Now, is it me, or are Ivan’s eyes kind of sad? He’s not entirely lonely — Bob (Danny DeVito) is the stray Benji mutt who sneaks into the animals’ indoor, fluorescent-lit holding area to hang out, and it’s worth noting that he talks about how he enjoys his freedom. Maybe Ivan remembers what the sunlight felt like, but he’s reluctant to share the faded memories of his youth when Ruby asks. Are flashbacks far behind such a scene? Ivan grabs the crayons and scribbles a portrait of a beetle. Stella begins favoring one of her feet. Mack likely privately wonders about the future of the Big Top Mall. Julia gives Ivan some finger paints. This being a Disney movie, we’d be shocked if it ended here in the dimly lit concrete bowels of an offramp mall.

ONE AND ONLY IVAN ON DISNEY PLUS
Photo: Everett Collection

What Movies Will It Remind You Of?: Ivan is a MAGICAL DISNEY blend of Bambi, The Jungle Book, The Incredible Journey, Dumbo, King Kong, Rise of the Planet of the Apes, Paul Blart: Mall Cop, Gorillas in the Mist and Blackfish.

Performance Worth Watching: In lieu of the usual hat-tip to an actor or voice artist, let’s just acknowledge how computer-animation artists rendered another digital simian that made us weep a little bit.

Memorable Dialogue: Ivan gets philosophical about human nature: “Why do they want an angry gorilla anyway?”

Sex and Skin: None.

Our Take: I’ll be damned if The One and Only Ivan isn’t a gigantic-hearted movie with fewer fart jokes than expected for a movie with photo-realistic talking CGI animals existing under the Hobbes Rule. It’s a calm, sweet, tender story that’s bereft of violence, high-volume crudity and most other cynical condescensions of the kiddie genre. It quietly wrestles with the complicated morality of Mack, who earns a living by exploiting Ivan and the other creatures, but also quite clearly loves them too; he’s not a bad man, he’s just struggling with the difficulty and necessity of change. His inner conflict mirrors Ivan’s, who seems at best vaguely content with his numbness, until Ruby’s arrival and Julia’s gifts precipitate his need to see something more than those concrete walls.

Sure, the film sometimes indulges snatches of slapstick and dippy one-liners delivered by celebrity voices (although only a master-level killjoy would fail to praise the existence of a chicken voiced by Chaka Khan). But such things aren’t the emphasis here, nor do they water down the film’s relative sophistication. It subtly addresses themes about conservation, empathy, an individual’s need to be who they are and where they belong. It builds to a beautiful, moving, mildly fantastical and visually lovely finale, and if we complain that we see it coming, then we aren’t seeing what’s important.
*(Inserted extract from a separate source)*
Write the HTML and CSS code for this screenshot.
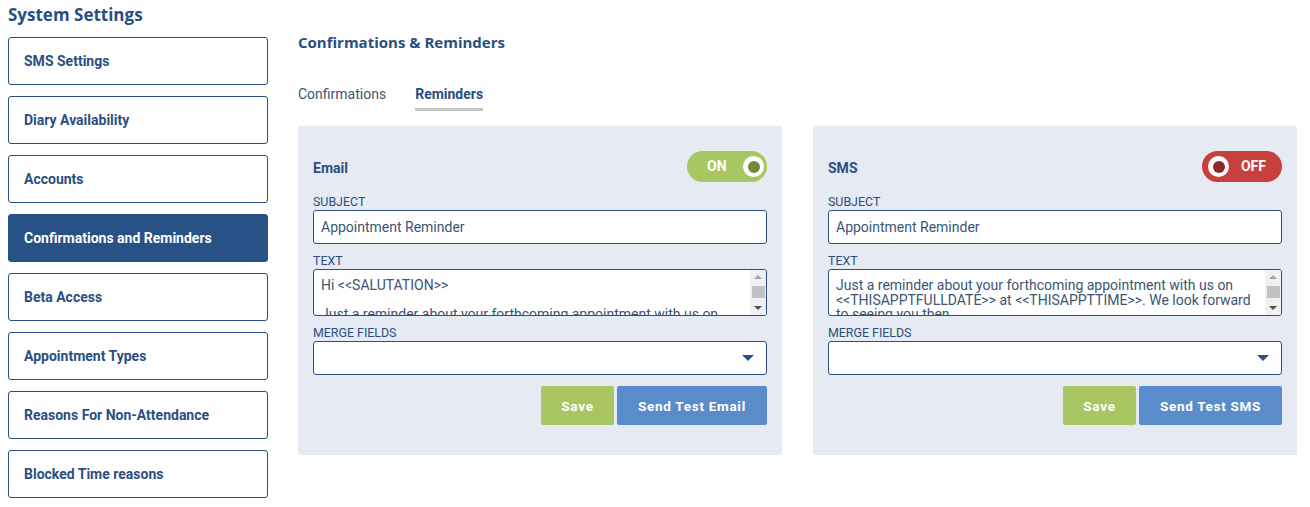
FILE: index.html
```html
<!DOCTYPE html>
<html>
<head>
<meta charset="utf-8">
<link rel="stylesheet" href="styles.css">
</head>
<body>
<div class="page">
  <aside class="sidebar">
    <h1 class="sidebar-title">System Settings</h1>
    <nav class="menu">
      <div class="menu-item">SMS Settings</div>
      <div class="menu-item">Diary Availability</div>
      <div class="menu-item">Accounts</div>
      <div class="menu-item active">Confirmations and Reminders</div>
      <div class="menu-item">Beta Access</div>
      <div class="menu-item">Appointment Types</div>
      <div class="menu-item">Reasons For Non-Attendance</div>
      <div class="menu-item">Blocked Time reasons</div>
    </nav>
  </aside>
  <main class="main">
    <h2 class="main-title">Confirmations &amp; Reminders</h2>
    <div class="tabs">
      <div class="tab">Confirmations</div>
      <div class="tab tab-active">Reminders</div>
    </div>
    <div class="panels">
      <section class="panel">
        <div class="panel-head">
          <div class="panel-title">Email</div>
          <div class="toggle toggle-on"><span class="toggle-text">ON</span><span class="knob"></span></div>
        </div>
        <label class="field-label">SUBJECT</label>
        <div class="input">Appointment Reminder</div>
        <label class="field-label">TEXT</label>
        <div class="textarea">
          <div class="textarea-content">Hi &lt;&lt;SALUTATION&gt;&gt;

Just a reminder about your forthcoming appointment with us on &lt;&lt;THISAPPTFULLDATE&gt;&gt; at &lt;&lt;THISAPPTTIME&gt;&gt;. We look forward to seeing you then.</div>
          <div class="scrollbar">
            <span class="sb-btn"><span class="arrow-up"></span></span>
            <span class="sb-thumb"></span>
            <span class="sb-track"></span>
            <span class="sb-btn"><span class="arrow-down"></span></span>
          </div>
        </div>
        <label class="field-label">MERGE FIELDS</label>
        <div class="select"><span class="caret"></span></div>
        <div class="actions">
          <button class="btn btn-save">Save</button>
          <button class="btn btn-test btn-wide-email">Send Test Email</button>
        </div>
      </section>
      <section class="panel">
        <div class="panel-head">
          <div class="panel-title">SMS</div>
          <div class="toggle toggle-off"><span class="knob"></span><span class="toggle-text">OFF</span></div>
        </div>
        <label class="field-label">SUBJECT</label>
        <div class="input">Appointment Reminder</div>
        <label class="field-label">TEXT</label>
        <div class="textarea">
          <div class="textarea-content">Just a reminder about your forthcoming appointment with us on &lt;&lt;THISAPPTFULLDATE&gt;&gt; at &lt;&lt;THISAPPTTIME&gt;&gt;. We look forward to seeing you then.</div>
          <div class="scrollbar">
            <span class="sb-btn"><span class="arrow-up"></span></span>
            <span class="sb-thumb"></span>
            <span class="sb-track"></span>
            <span class="sb-btn"><span class="arrow-down"></span></span>
          </div>
        </div>
        <label class="field-label">MERGE FIELDS</label>
        <div class="select"><span class="caret"></span></div>
        <div class="actions">
          <button class="btn btn-save">Save</button>
          <button class="btn btn-test btn-wide-sms">Send Test SMS</button>
        </div>
      </section>
    </div>
  </main>
</div>
</body>
</html>
```
FILE: styles.css
```css
* { box-sizing: border-box; }
html, body { margin: 0; padding: 0; background: #fff; }
body { font-family: Roboto, "Liberation Sans", sans-serif; color: #2a4f7f; }

.page {
  display: flex;
  padding: 0 0 0 8px;
}

.sidebar { width: 260px; flex: none; }
.sidebar-title {
  font-family: "Open Sans", "Noto Sans", sans-serif;
  font-weight: 700;
  font-size: 17px;
  color: #2a4f7f;
  margin: 3px 0 0 0;
  line-height: 24px;
  height: 34px;
}
.menu { display: flex; flex-direction: column; gap: 11px; }
.menu-item {
  height: 48px;
  border: 1px solid #2a5083;
  border-radius: 3px;
  padding: 0 15px;
  display: flex;
  align-items: center;
  font-size: 14px;
  font-weight: 700;
  color: #2a4f7f;
}
.menu-item.active { background: #285185; border-color: #285185; color: #fff; }

.main { margin-left: 30px; width: 999px; }
.main-title {
  font-family: "Open Sans", "Noto Sans", sans-serif;
  font-weight: 700;
  font-size: 15px;
  margin: 32px 0 0 0;
  line-height: 20px;
  color: #2a4f7f;
}
.tabs { display: flex; gap: 29px; margin-top: 33px; }
.tab {
  font-size: 14px;
  color: #3c5573;
  line-height: 18px;
  padding-bottom: 5px;
  border-bottom: 3px solid transparent;
}
.tab-active { font-weight: 700; color: #2a4f7f; border-bottom-color: #c6c6c6; }

.panels { display: flex; gap: 31px; margin-top: 15px; }
.panel {
  width: 484px;
  height: 329px;
  background: #e6eaf2;
  border-radius: 2px;
  padding: 25px 15px 0 15px;
  display: flex;
  flex-direction: column;
}
.panel-head {
  display: flex;
  justify-content: space-between;
  align-items: center;
  height: 31px;
  margin-bottom: 11px;
}
.panel-title { font-size: 14px; font-weight: 700; color: #2a4f7f; padding-top: 3px; }

.toggle {
  width: 80px;
  height: 31px;
  border-radius: 16px;
  display: flex;
  align-items: center;
  justify-content: space-between;
  color: #fff;
  font-weight: 700;
  font-size: 14px;
}
.toggle-on { background: #a8c763; padding: 0 3px 0 20px; }
.toggle-off { background: #c8403e; padding: 0 16px 0 6px; }
.toggle-text { line-height: 16px; padding-bottom: 2px; }
.knob {
  width: 21px;
  height: 21px;
  border-radius: 50%;
  background: #fff;
  display: flex;
  align-items: center;
  justify-content: center;
}
.knob::after {
  content: "";
  width: 12px;
  height: 12px;
  border-radius: 50%;
}
.toggle-on .knob::after { background: #76873f; }
.toggle-off .knob::after { background: #8a2a2b; }

.field-label {
  display: block;
  font-size: 12.4px;
  line-height: 14px;
  color: #2a4f7f;
  padding-top: 2px;
  margin-bottom: 1px;
}
.input {
  height: 34px;
  background: #fff;
  border: 1px solid #2a5083;
  border-radius: 3px;
  padding: 0 7px;
  display: flex;
  align-items: center;
  font-size: 14px;
  color: #3c5573;
  margin-bottom: 8px;
}
.textarea {
  display: flex;
  height: 47px;
  background: #fff;
  border: 1px solid #2a5083;
  border-radius: 3px;
  margin: 0 0 8px 0;
  overflow: hidden;
}
.textarea-content {
  flex: 1;
  padding: 8px 7px 0 7px;
  font-size: 14px;
  line-height: 14.5px;
  color: #3c5573;
  white-space: pre-wrap;
  overflow: hidden;
}
.scrollbar {
  width: 16px;
  flex: none;
  background: #f1f1f1;
  display: flex;
  flex-direction: column;
  align-items: center;
}
.sb-btn {
  height: 14px;
  width: 100%;
  display: flex;
  align-items: center;
  justify-content: center;
}
.sb-thumb {
  width: 13px;
  height: 12px;
  background: #c1c1c1;
  margin-top: 2px;
}
.sb-track { flex: 1; }
.arrow-up {
  width: 0; height: 0;
  border-left: 4px solid transparent;
  border-right: 4px solid transparent;
  border-bottom: 4px solid #a3a3a3;
}
.arrow-down {
  width: 0; height: 0;
  border-left: 4px solid transparent;
  border-right: 4px solid transparent;
  border-top: 4px solid #505050;
}
.select {
  height: 34px;
  background: #fff;
  border: 1px solid #2a5083;
  border-radius: 3px;
  position: relative;
  margin-bottom: 11px;
}
.caret {
  position: absolute;
  right: 12px;
  top: 13px;
  width: 0;
  height: 0;
  border-left: 6px solid transparent;
  border-right: 6px solid transparent;
  border-top: 6px solid #2a5083;
}
.actions { display: flex; justify-content: flex-end; gap: 3px; }
.btn {
  height: 39px;
  border: none;
  border-radius: 2px;
  color: #fff;
  font-family: Roboto, "Liberation Sans", sans-serif;
  font-weight: 700;
  font-size: 13.5px;
  letter-spacing: 0.7px;
  padding: 0;
}
.btn-save { width: 73px; background: #a8c763; }
.btn-test { background: #5a8bcb; }
.btn-wide-email { width: 150px; }
.btn-wide-sms { width: 143px; }
```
Maybe I’m being overly charitable to this movie, considering Disney’s recent penchant for easy-money franchise fodder and live-action regurgitations of its animated classics. In that context, Ivan is a valuable bastion of originality and creativity. Or maybe I’ve grown weary of the assumption that young audiences aren’t equipped to digest movies like this, movies with depth beneath the artifice of its visual delights, movies that don’t feel the need to broadstroke heroes and villains, movies about love, trust, yearning and other complexities of the human condition. Complexities of the human condition, explored through the lovely, soulful eyes of a talking CGI ape existing under the Hobbes Rule. I can appreciate that irony, too.

Our Call: STREAM IT. The One and Only Ivan is delightful all-ages storytelling. If you see only one melancholy-gorilla movie all year, make it this one.